● Provided data
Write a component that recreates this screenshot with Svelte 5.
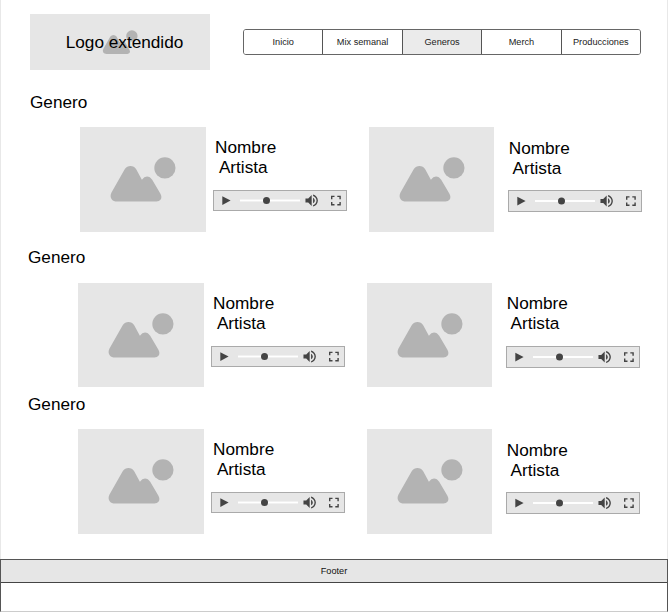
<script>
  const tabs = ['Inicio', 'Mix semanal', 'Generos', 'Merch', 'Producciones'];
  const active = 'Generos';
  const sections = [
    { title: 'Genero', name: 'first', artists: ['Nombre', 'Nombre'] },
    { title: 'Genero', name: 'second', artists: ['Nombre', 'Nombre'] },
    { title: 'Genero', name: 'third', artists: ['Nombre', 'Nombre'] }
  ];
</script>

{#snippet placeholder()}
  <svg class="placeholder" viewBox="0 0 125.4 104.5" aria-hidden="true">
    <circle cx="84.9" cy="40.9" r="10.6" />
    <path d="M44.7 42.2Q47 39 50.5 39Q54 39 56.2 42.2L61.9 52.6Q64.2 49.4 67 49.4Q70 49.4 72.2 52.8L80.3 66.5Q82.3 70.2 80.7 72.4Q79.3 74.5 76.3 74.5H37.5Q33.3 74.5 31.5 71.9Q29.7 69.2 31.5 65.5Z" />
  </svg>
{/snippet}

<div class="page">
  <header>
    <div class="logo">
      {@render placeholder()}
      <span>Logo extendido</span>
    </div>
    <nav>
      {#each tabs as tab}
        <button class:active={tab === active}>{tab}</button>
      {/each}
    </nav>
  </header>

  <main>
    {#each sections as section}
      <section class={section.name}>
        <h2>{section.title}</h2>
        <div class="cards">
          {#each section.artists as artist}
            <article>
              <div class="cover">{@render placeholder()}</div>
              <div class="info">
                <p>{artist}<br /><span class="sub">{' Artista'}</span></p>
                <div class="player">
                  <svg viewBox="0 0 132 18.5" aria-hidden="true">
                    <path class="ink" d="M8.3 4.9L16.6 9.3L8.3 13.7Z" />
                    <rect x="26" y="8.3" width="60" height="1.9" fill="#fff" />
                    <circle class="ink" cx="52.5" cy="9.3" r="3.5" />
                    <path class="ink" transform="translate(89.4 1) scale(.69)" d="M3 9v6h4l5 5V4L7 9H3zm13.5 3c0-1.77-1.02-3.29-2.5-4.03v8.05c1.48-.73 2.5-2.25 2.5-4.02zM14 3.23v2.06c2.89.86 5 3.54 5 6.71s-2.11 5.85-5 6.71v2.06c4.01-.91 7-4.49 7-8.77s-2.99-7.86-7-8.77z" />
                    <path class="ink" transform="translate(113.5 .9) scale(.7)" d="M7 14H5v5h5v-2H7v-3zm-2-4h2V7h3V5H5v5zm12 7h-3v2h5v-5h-2v3zM14 5v2h3v3h2V5h-5z" />
                  </svg>
                </div>
              </div>
            </article>
          {/each}
        </div>
      </section>
    {/each}
  </main>

  <footer>
    <div class="bar">Footer</div>
  </footer>
</div>

<style>
  .page {
    box-sizing: border-box;
    width: 668px;
    height: 612px;
    display: flex;
    flex-direction: column;
    background: #fff;
    color: #000;
    font: 17.2px/20px 'Liberation Sans', Arial, sans-serif;
    overflow: hidden;
  }
  header {
    box-sizing: border-box;
    height: 92px;
    padding: 14px 26px 0 29px;
    display: flex;
    justify-content: space-between;
    align-items: flex-start;
    border: solid #e8e8e8;
    border-width: 0 1px;
  }
  .logo {
    width: 180px;
    height: 56px;
    display: grid;
    place-items: center;
    background: #e6e6e6;
  }
  .logo > :global(*) {
    grid-area: 1 / 1;
  }
  .logo span {
    padding-left: 9px;
  }
  .placeholder {
    display: block;
    width: 100%;
    height: 100%;
    fill: #b3b3b3;
    min-height: 0;
  }
  nav {
    box-sizing: border-box;
    width: 398px;
    height: 26px;
    margin-top: 15px;
    display: flex;
    border: 1px solid #666;
    border-radius: 3px;
    overflow: hidden;
  }
  button {
    flex: 1 1 0;
    min-width: 0;
    padding: 0;
    border: 0;
    border-right: 1px solid #555;
    background: #fff;
    color: #222;
    font: 9.2px/24px 'Liberation Sans', Arial, sans-serif;
    white-space: nowrap;
  }
  button:last-child {
    border-right: 0;
  }
  button.active {
    background: #ebebeb;
  }
  main {
    height: 467px;
    box-sizing: border-box;
    border: solid #e8e8e8;
    border-width: 0 1px;
  }
  section {
    box-sizing: border-box;
    height: 147px;
    padding-left: 27px;
  }
  .first {
    height: 155px;
    padding-left: 29px;
  }
  h2 {
    margin: 0;
    font: inherit;
  }
  .cards {
    display: grid;
    grid-template-columns: 288.7px 288.7px;
    margin: 15.6px 0 0 50.4px;
  }
  .first .cards {
    margin-top: 15.4px;
  }
  .third .cards {
    margin-top: 15px;
  }
  article {
    display: flex;
    align-items: flex-start;
  }
  .cover {
    width: 125.4px;
    height: 104.6px;
    background: #e6e6e6;
  }
  .info {
    width: 134px;
    margin-left: 7px;
    padding-top: 10px;
  }
  p {
    margin: 0 0 13px;
    padding-left: 2.3px;
  }
  .sub {
    white-space: pre;
  }
  .player {
    box-sizing: border-box;
    height: 21px;
    border: 1px solid #aaa;
    background: #e6e6e6;
  }
  article:nth-child(2) .info {
    margin-left: 13.6px;
    padding-top: 11px;
  }
  article:nth-child(2) p {
    padding-left: 0.7px;
    margin-bottom: 12px;
  }
  .second article:nth-child(2) .info {
    padding-top: 10px;
  }
  .second article:nth-child(2) p {
    margin-bottom: 13px;
  }
  article:nth-child(2) .player {
    height: 22px;
  }
  .player svg {
    display: block;
    width: 100%;
    height: 100%;
  }
  .ink {
    fill: #444;
  }
  footer {
    box-sizing: border-box;
    height: 53px;
    border: 1px solid #555;
    border-bottom-color: #ccc;
  }
  .bar {
    height: 22px;
    border-bottom: 1px solid #444;
    background: #e6e6e6;
    color: #111;
    font-size: 9.2px;
    line-height: 23px;
    text-align: center;
  }
</style>
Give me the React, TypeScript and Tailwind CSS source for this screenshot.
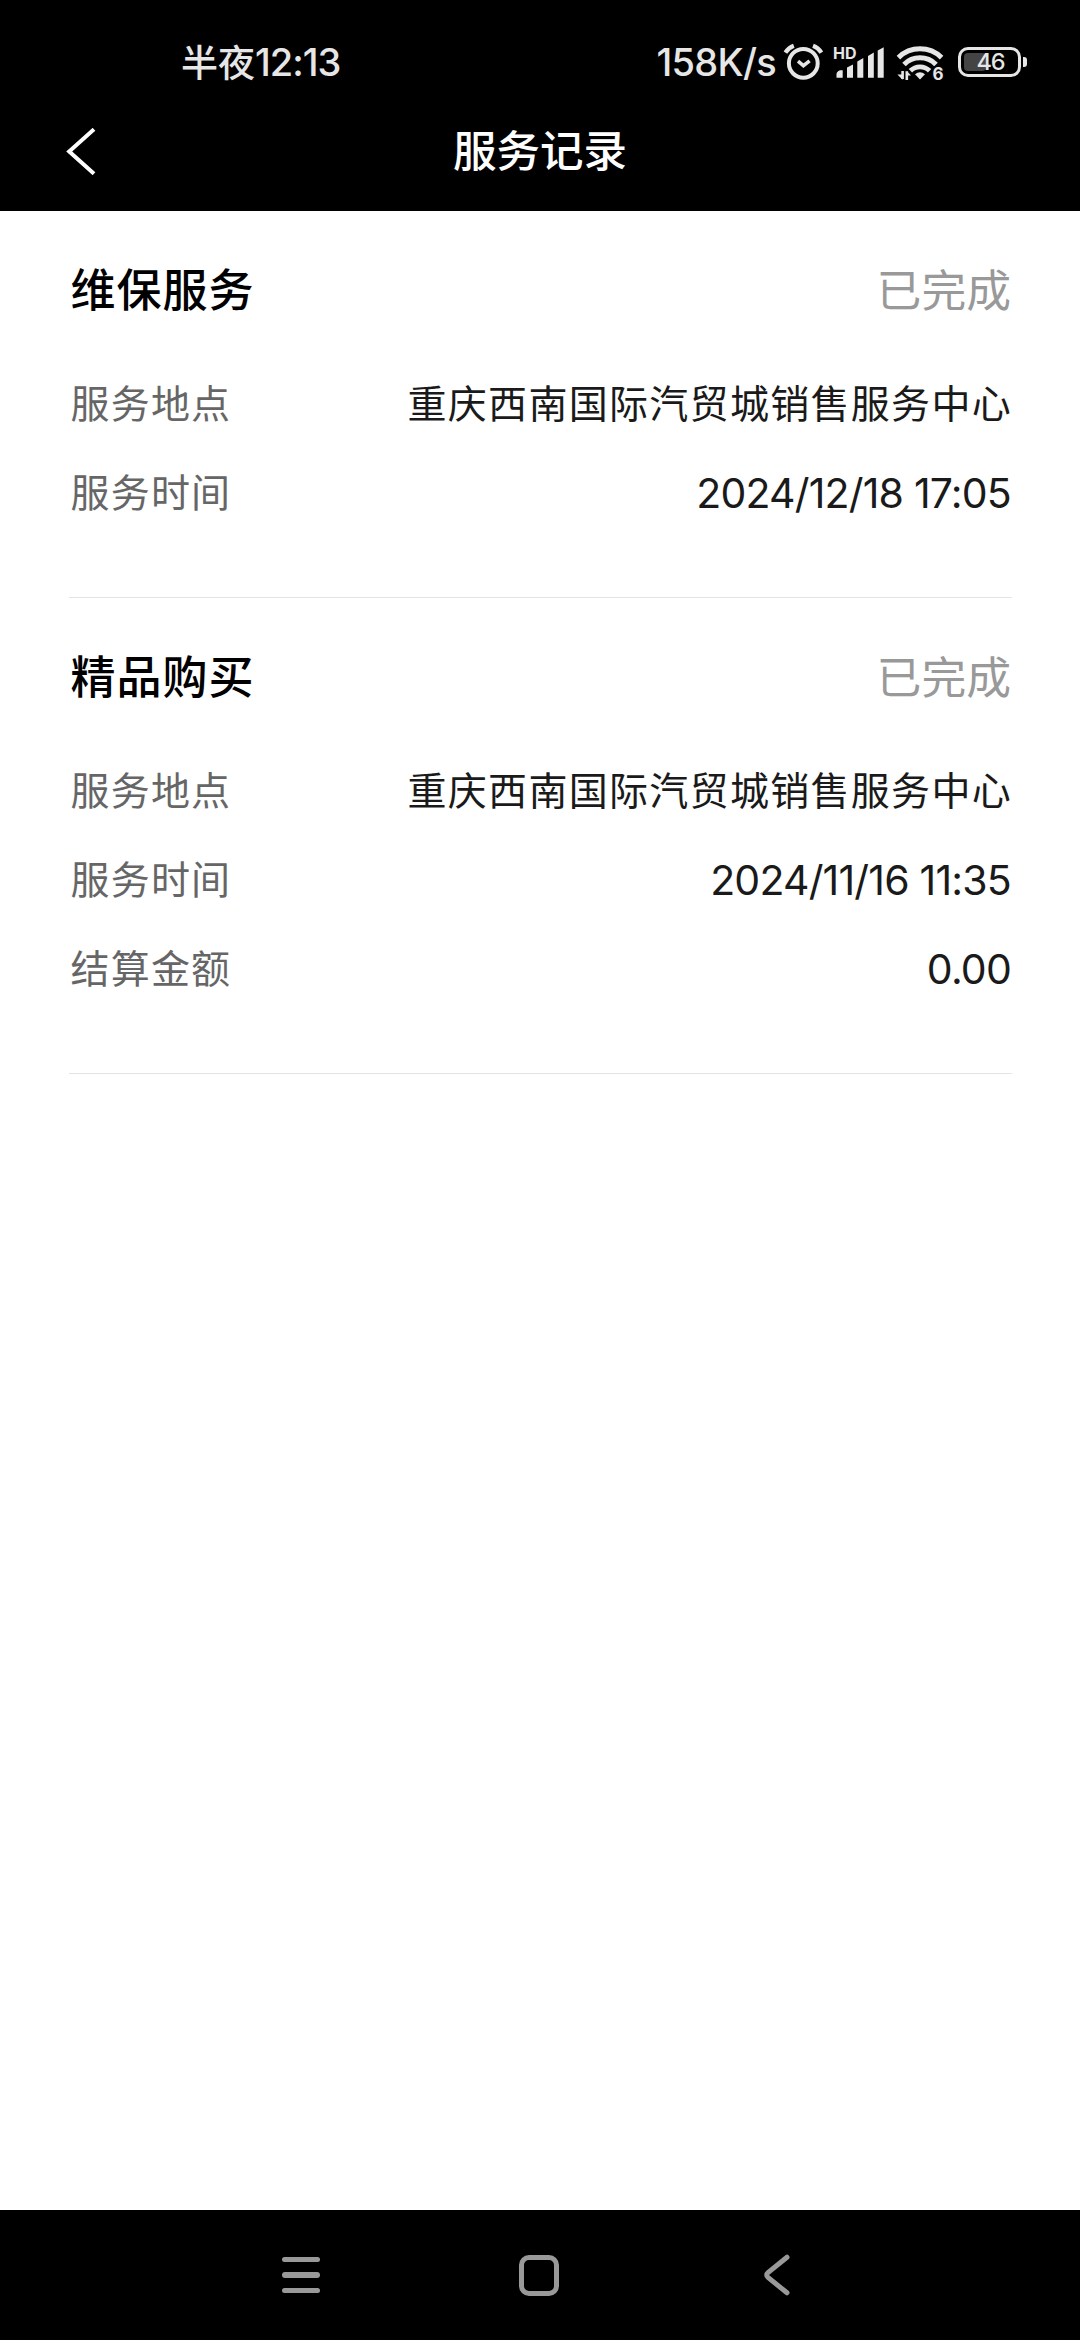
import React from "react";

type Row = { label: string; value: string; numeric?: boolean };
type ServiceRecord = { title: string; status: string; rows: Row[] };

const records: ServiceRecord[] = [
  {
    title: "维保服务",
    status: "已完成",
    rows: [
      { label: "服务地点", value: "重庆西南国际汽贸城销售服务中心" },
      { label: "服务时间", value: "2024/12/18 17:05", numeric: true },
    ],
  },
  {
    title: "精品购买",
    status: "已完成",
    rows: [
      { label: "服务地点", value: "重庆西南国际汽贸城销售服务中心" },
      { label: "服务时间", value: "2024/11/16 11:35", numeric: true },
      { label: "结算金额", value: "0.00", numeric: true },
    ],
  },
];

function AlarmIcon() {
  return (
    <svg className="ml-[6px] h-[40px] w-[42px]" viewBox="782 42 42 40" fill="none" stroke="#e6e6e6">
      <circle cx="803.3" cy="63.3" r="14.4" strokeWidth="4" />
      <path d="M785.4 52.6Q788.5 47.8 793.8 45.8M821.4 52.6Q818.3 47.8 813 45.8" strokeWidth="4.2" />
      <path d="M798 61.2L803.4 65.6L809.6 60.8" strokeWidth="3.6" />
    </svg>
  );
}

function SignalIcon() {
  return (
    <div className="relative ml-[9px] h-[40px] w-[52px]">
      <svg className="h-[40px] w-[52px]" viewBox="833 42 52 40" fill="#e6e6e6">
        <path d="M836.5 74Q836.5 71.8 840 70.2H842.7V77.7H836.5ZM847 67.5L853 64.5V77.7H847ZM857.3 61.5L863.3 58V77.7H857.3ZM868 56L873.8 52.6V77.7H868ZM877.7 50.5L883.7 47.2V77.7H877.7Z" />
      </svg>
      <span className="absolute top-[2px] left-0 font-[Inter] text-[16px] leading-[18px] font-bold text-[#e6e6e6]">HD</span>
    </div>
  );
}

function WifiIcon() {
  return (
    <div className="relative ml-[11px] h-[40px] w-[48px]">
      <svg className="h-[40px] w-[48px]" viewBox="896 42 48 40" fill="none" stroke="#e6e6e6">
        <path d="M898.4 57.6A31 31 0 0 1 941.6 57.6" strokeWidth="5" />
        <path d="M904 64.4A22.6 22.6 0 0 1 936 64.4" strokeWidth="5" />
        <path d="M910.4 70.8A13.6 13.6 0 0 1 929.6 70.8" strokeWidth="4.8" />
        <path d="M915 74.3Q920 70 925 74.3L920 79.4Z" fill="#e6e6e6" stroke="none" />
        <path d="M902.6 71V79M906.8 80V71.3" strokeWidth="2.6" />
        <path d="M897.4 74.6L902.6 74.6V79.8ZM906.8 71L911 75.6H906.8Z" fill="#e6e6e6" stroke="none" />
      </svg>
      <span className="absolute top-[22px] left-[36.5px] font-[Inter] text-[17px] leading-[20px] font-bold text-[#e6e6e6]">6</span>
    </div>
  );
}

function BatteryIcon() {
  return (
    <div className="ml-[14px] flex items-center">
      <div className="relative h-[30px] w-[63px] rounded-[10px] border-[3px] border-[#e6e6e6] p-[3px]">
        <div className="h-full w-[22px] rounded-[4px] bg-[#444444]" />
        <span className="absolute inset-0 pl-[2px] text-center font-[Inter] text-[23.5px] leading-[24px] font-medium tracking-[-1.2px] text-[#e6e6e6]">46</span>
      </div>
      <div className="ml-[2px] h-[10px] w-[4px] rounded-r-[3px] bg-[#e6e6e6]" />
    </div>
  );
}

function StatusBar() {
  return (
    <div className="flex h-[124px] items-center justify-between pr-[53px] pl-[181px] text-[#e6e6e6]">
      <div className="flex items-center">
        <span className="-mt-[3px] text-[37px] leading-[44px] font-medium">半夜</span>
        <span className="font-[Inter] text-[38px] leading-[44px] font-medium tracking-[-1px]">12:13</span>
      </div>
      <div className="flex items-center">
        <span className="font-[Inter] text-[38px] leading-[44px] font-medium tracking-[-0.7px]">158K/s</span>
        <AlarmIcon />
        <SignalIcon />
        <WifiIcon />
        <BatteryIcon />
      </div>
    </div>
  );
}

function TitleBar() {
  return (
    <div className="grid h-[87px] grid-cols-3 items-start px-[66px]">
      <svg className="mt-[4px] h-[47px] w-[30px]" viewBox="0 0 30 47" fill="none" stroke="#fff" strokeWidth="4">
        <path d="M28 1.3L3.2 23.4L28 45.7" />
      </svg>
      <h1 className="-mt-[2px] text-center text-[43.5px] leading-[54px] font-medium text-white">服务记录</h1>
    </div>
  );
}

function RecordCard({ record }: { record: ServiceRecord }) {
  return (
    <section className="mr-[68px] ml-[69px] border-b border-[#e4e4e4] pr-px pl-[1.5px] pt-[45px] pb-[60px]">
      <div className="flex h-[64px] items-center justify-between">
        <h2 className="text-[45px] leading-[64px] font-medium tracking-[1px] text-black">{record.title}</h2>
        <span className="text-[44.8px] leading-[64px] text-[#999999]">{record.status}</span>
      </div>
      <dl className="mt-[39px]">
        {record.rows.map((row) => (
          <div key={row.label} className="flex h-[89px] items-center justify-between">
            <dt className="-mt-[5px] text-[39px] leading-[56px] tracking-[1.2px] text-[#666666]">{row.label}</dt>
            {row.numeric ? (
              <dd className="font-[Inter] text-[41px] leading-[56px] tracking-[-0.8px] text-[#1a1a1a]">{row.value}</dd>
            ) : (
              <dd className="-mt-[5px] mr-[-1px] text-[39px] leading-[56px] tracking-[1.3px] text-[#1a1a1a]">{row.value}</dd>
            )}
          </div>
        ))}
      </dl>
    </section>
  );
}

function NavBar() {
  return (
    <nav className="flex h-[130px] items-center bg-black pl-[282px]">
      <div className="flex w-[38px] flex-col gap-[10px]">
        <div className="h-[5.5px] rounded-full bg-[#999999]" />
        <div className="h-[5.5px] rounded-full bg-[#999999]" />
        <div className="h-[5.5px] rounded-full bg-[#999999]" />
      </div>
      <div className="ml-[199px] h-[41px] w-[40px] rounded-[10px] border-[5px] border-[#999999]" />
      <svg className="ml-[204px] h-[42px] w-[27px]" viewBox="0 0 27 42" fill="none" stroke="#999" strokeWidth="5" strokeLinecap="round">
        <path d="M24 3.2L5 18.6Q2.4 21 5 23.4L24 38.8" />
      </svg>
    </nav>
  );
}

export default function App() {
  return (
    <div className="flex h-[2340px] w-[1080px] flex-col overflow-hidden bg-white font-['Noto_Sans_CJK_SC',sans-serif]">
      <header className="h-[211px] bg-black">
        <StatusBar />
        <TitleBar />
      </header>
      <main className="flex-1">
        {records.map((r) => (
          <RecordCard key={r.title} record={r} />
        ))}
      </main>
      <NavBar />
    </div>
  );
}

● Exercise directions
Copy exactly the stretch of lines that starts at the line holding "Give me the" and ends at the line holding "string; status: string;". Drop the pictures.

● Written solution
Give me the React, TypeScript and Tailwind CSS source for this screenshot.
import React from "react";

type Row = { label: string; value: string; numeric?: boolean };
type ServiceRecord = { title: string; status: string; rows: Row[] };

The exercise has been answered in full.